Report all lines from the entries below in which "that" appears.
:: EXTRACTED RECORDS
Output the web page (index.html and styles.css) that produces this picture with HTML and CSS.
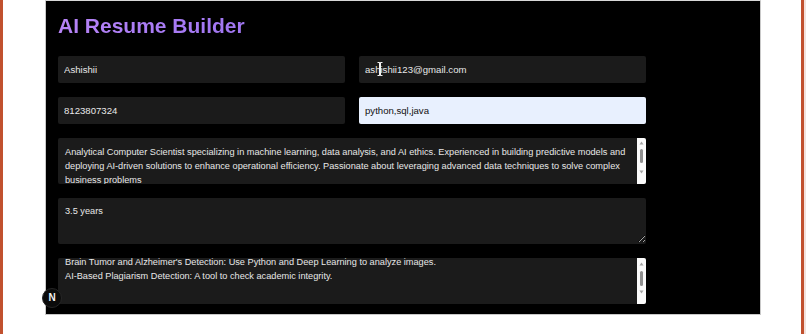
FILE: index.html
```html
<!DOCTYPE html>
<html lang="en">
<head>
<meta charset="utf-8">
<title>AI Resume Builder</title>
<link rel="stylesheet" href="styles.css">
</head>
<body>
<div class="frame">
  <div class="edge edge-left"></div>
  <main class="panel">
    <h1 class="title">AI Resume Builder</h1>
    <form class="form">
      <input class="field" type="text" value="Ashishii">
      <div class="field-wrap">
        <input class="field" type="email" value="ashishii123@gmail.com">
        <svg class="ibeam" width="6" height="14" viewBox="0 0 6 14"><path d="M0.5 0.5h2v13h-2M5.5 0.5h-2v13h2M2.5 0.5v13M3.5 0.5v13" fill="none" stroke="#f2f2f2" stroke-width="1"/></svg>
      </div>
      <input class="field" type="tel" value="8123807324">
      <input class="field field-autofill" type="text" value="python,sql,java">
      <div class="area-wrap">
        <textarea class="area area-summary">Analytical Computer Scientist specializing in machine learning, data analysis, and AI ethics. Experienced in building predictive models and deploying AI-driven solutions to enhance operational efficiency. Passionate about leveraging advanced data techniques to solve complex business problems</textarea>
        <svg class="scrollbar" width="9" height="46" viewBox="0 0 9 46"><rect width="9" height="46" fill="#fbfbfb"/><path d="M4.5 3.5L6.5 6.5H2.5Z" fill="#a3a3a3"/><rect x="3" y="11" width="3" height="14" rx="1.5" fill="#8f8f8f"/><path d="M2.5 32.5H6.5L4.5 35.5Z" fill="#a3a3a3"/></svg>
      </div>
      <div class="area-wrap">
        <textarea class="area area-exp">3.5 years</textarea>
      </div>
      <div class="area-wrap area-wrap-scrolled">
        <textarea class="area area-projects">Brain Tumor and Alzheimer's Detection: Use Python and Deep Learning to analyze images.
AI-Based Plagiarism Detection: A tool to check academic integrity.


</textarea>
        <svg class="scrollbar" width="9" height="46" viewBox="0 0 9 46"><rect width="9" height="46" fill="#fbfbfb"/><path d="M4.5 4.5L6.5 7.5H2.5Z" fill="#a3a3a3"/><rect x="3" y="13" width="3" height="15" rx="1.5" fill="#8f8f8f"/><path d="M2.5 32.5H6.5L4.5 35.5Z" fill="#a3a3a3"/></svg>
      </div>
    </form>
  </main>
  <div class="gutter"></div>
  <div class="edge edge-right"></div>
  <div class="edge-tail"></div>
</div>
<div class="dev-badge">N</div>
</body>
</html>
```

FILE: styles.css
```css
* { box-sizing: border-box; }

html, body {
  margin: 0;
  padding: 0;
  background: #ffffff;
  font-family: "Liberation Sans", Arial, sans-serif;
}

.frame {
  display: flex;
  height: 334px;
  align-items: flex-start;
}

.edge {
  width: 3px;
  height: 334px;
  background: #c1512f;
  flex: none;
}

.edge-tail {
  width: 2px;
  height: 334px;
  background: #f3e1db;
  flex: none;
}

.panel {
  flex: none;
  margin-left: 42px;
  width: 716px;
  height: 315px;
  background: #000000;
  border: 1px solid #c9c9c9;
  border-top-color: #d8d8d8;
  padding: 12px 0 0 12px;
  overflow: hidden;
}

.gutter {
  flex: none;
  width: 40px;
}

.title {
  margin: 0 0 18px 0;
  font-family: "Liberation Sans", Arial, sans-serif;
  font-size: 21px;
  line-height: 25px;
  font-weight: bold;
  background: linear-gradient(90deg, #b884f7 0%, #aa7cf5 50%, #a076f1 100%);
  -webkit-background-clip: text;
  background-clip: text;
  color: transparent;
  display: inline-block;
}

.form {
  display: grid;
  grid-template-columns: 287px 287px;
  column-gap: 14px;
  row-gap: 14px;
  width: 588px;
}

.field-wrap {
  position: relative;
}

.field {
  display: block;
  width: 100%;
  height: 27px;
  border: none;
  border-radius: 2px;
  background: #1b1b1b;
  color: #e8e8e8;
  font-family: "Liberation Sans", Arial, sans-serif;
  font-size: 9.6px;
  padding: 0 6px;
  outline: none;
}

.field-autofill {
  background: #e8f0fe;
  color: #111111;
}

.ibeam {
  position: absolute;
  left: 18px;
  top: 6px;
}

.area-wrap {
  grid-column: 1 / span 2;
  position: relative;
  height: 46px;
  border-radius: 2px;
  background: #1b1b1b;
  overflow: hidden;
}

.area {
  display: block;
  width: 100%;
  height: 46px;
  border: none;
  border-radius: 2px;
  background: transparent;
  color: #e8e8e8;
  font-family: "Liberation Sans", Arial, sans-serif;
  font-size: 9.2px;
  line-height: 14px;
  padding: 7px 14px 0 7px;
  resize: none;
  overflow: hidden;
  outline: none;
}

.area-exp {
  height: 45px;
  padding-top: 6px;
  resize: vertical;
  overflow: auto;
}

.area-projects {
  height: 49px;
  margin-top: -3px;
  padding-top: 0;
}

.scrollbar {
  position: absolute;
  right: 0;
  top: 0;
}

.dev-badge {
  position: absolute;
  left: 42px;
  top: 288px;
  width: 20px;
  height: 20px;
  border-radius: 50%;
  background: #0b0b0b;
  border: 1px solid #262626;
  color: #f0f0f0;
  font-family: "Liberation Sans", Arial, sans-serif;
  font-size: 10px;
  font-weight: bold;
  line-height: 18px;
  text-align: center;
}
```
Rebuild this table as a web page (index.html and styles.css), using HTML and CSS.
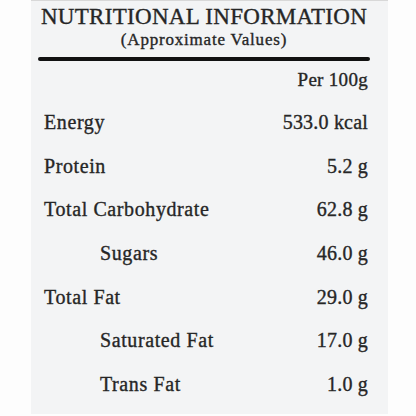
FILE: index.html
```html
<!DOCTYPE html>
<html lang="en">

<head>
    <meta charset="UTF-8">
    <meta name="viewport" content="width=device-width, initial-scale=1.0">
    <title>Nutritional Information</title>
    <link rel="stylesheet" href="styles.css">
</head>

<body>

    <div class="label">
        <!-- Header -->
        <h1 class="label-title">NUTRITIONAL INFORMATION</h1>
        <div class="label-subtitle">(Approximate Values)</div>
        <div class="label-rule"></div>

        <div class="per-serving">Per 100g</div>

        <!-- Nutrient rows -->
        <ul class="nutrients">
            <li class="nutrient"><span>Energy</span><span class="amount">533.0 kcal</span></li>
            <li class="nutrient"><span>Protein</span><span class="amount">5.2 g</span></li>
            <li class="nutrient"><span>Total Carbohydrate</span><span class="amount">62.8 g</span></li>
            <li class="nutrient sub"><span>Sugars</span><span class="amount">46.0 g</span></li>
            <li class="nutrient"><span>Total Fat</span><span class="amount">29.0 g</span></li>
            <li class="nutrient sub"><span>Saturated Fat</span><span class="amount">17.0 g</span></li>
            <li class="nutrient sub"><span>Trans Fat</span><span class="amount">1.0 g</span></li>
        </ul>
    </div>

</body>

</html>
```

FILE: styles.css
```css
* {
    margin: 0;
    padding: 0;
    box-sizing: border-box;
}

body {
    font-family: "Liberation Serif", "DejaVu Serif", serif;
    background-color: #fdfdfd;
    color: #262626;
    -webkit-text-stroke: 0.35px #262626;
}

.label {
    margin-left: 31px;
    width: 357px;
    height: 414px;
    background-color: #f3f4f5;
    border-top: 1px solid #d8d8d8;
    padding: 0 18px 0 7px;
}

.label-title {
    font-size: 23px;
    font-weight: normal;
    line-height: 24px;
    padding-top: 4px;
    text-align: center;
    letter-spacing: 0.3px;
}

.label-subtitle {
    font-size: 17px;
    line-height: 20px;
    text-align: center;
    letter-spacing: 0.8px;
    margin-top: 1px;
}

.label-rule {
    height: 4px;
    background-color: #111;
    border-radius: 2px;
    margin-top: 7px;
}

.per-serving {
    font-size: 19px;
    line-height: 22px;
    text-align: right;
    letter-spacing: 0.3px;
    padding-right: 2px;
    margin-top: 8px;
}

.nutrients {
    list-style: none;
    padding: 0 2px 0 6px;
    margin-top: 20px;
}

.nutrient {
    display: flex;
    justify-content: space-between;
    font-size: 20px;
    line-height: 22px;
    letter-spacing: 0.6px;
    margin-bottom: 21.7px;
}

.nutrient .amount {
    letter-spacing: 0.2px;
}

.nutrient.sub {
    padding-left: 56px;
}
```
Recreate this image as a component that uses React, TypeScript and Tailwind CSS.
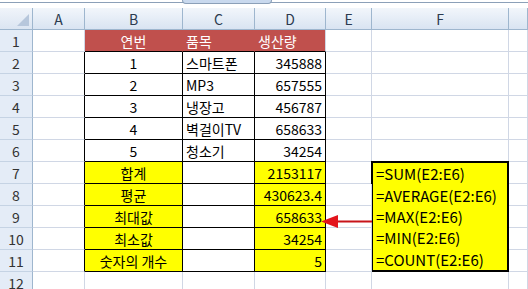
::::
FINISHED ANSWER
Output the web page (index.html and styles.css) that produces this picture with HTML and CSS.
Recreate this image as a component that uses React, TypeScript and Tailwind CSS.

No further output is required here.